> [Task material]:
%%
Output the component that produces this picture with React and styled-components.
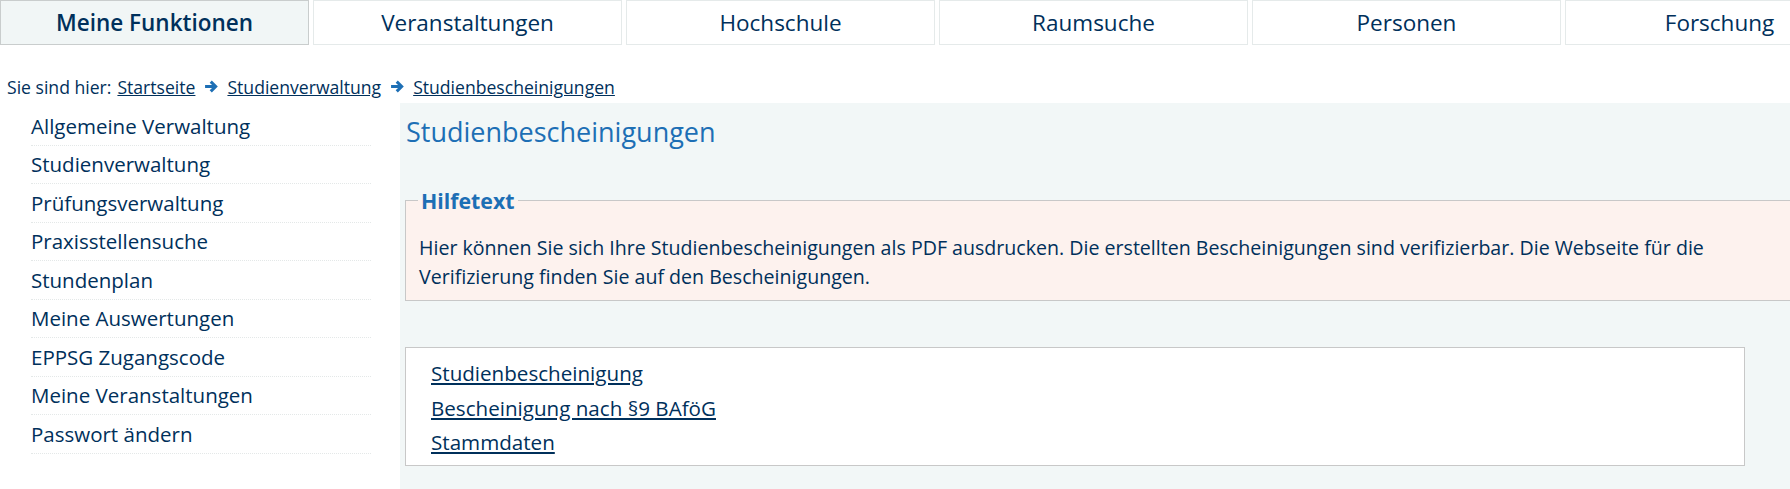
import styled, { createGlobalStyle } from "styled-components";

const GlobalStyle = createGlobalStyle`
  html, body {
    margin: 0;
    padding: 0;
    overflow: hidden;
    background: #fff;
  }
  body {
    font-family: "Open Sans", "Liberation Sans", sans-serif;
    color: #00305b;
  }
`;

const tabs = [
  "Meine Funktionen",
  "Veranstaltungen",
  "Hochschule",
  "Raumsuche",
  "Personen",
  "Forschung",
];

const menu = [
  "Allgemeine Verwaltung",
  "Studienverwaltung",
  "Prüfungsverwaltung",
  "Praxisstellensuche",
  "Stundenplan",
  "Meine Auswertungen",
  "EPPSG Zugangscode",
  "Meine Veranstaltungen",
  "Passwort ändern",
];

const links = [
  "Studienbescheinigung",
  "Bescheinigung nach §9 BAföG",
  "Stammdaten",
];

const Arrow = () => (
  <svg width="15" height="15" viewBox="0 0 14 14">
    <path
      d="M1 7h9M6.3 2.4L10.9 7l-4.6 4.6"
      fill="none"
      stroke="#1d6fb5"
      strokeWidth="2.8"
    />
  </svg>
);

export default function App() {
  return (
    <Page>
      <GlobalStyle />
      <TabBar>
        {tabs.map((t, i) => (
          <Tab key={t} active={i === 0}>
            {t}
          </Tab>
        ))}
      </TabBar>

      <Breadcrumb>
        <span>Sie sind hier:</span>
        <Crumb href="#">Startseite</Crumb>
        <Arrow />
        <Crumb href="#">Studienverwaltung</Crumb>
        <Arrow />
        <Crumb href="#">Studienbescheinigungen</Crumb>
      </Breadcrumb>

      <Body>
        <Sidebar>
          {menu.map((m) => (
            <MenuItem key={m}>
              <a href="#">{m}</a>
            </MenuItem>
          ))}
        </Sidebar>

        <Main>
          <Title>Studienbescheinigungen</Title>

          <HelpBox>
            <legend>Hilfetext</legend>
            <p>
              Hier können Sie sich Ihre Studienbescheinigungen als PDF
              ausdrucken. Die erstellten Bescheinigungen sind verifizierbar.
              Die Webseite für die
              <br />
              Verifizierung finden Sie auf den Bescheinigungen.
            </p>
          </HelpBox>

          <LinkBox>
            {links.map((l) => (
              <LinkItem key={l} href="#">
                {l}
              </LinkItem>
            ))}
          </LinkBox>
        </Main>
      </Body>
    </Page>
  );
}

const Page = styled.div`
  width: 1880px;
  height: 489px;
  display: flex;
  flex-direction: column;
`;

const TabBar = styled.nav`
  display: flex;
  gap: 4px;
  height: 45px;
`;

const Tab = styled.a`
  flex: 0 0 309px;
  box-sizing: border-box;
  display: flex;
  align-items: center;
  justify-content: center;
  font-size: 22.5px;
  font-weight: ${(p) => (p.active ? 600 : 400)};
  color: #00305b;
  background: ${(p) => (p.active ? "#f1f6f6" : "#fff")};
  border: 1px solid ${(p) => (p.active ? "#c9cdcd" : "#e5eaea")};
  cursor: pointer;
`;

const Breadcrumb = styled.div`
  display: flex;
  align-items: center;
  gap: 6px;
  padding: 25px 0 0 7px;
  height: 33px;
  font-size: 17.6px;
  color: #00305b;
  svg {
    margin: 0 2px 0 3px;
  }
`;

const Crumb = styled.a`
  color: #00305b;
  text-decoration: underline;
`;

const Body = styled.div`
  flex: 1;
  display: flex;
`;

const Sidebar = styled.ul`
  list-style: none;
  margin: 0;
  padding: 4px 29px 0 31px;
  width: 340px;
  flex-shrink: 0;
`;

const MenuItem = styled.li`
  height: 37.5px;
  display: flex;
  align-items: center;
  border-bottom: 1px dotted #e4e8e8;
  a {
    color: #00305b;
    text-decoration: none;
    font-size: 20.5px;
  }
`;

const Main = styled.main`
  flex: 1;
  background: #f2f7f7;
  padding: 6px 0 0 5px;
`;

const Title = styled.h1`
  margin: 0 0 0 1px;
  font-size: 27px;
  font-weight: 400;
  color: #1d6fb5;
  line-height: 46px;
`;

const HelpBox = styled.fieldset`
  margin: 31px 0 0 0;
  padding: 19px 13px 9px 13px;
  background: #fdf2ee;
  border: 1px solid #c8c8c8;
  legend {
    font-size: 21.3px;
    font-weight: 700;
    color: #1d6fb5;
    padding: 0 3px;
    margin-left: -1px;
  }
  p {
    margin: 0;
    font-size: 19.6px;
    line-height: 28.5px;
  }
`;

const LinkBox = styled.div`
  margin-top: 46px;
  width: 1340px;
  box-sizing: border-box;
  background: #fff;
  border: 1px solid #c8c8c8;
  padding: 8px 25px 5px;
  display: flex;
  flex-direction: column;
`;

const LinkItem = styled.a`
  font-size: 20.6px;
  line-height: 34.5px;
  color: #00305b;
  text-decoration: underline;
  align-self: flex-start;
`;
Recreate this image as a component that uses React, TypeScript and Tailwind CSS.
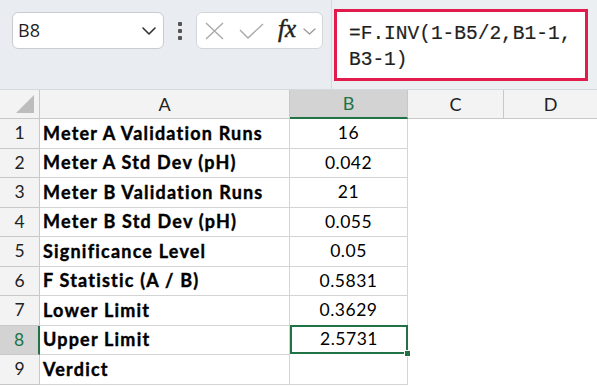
%%
Identify the lines above with the word "that". Copy them.

Output the component that produces this picture with React and styled-components.
Recreate this image as a component that uses React, TypeScript and Tailwind CSS.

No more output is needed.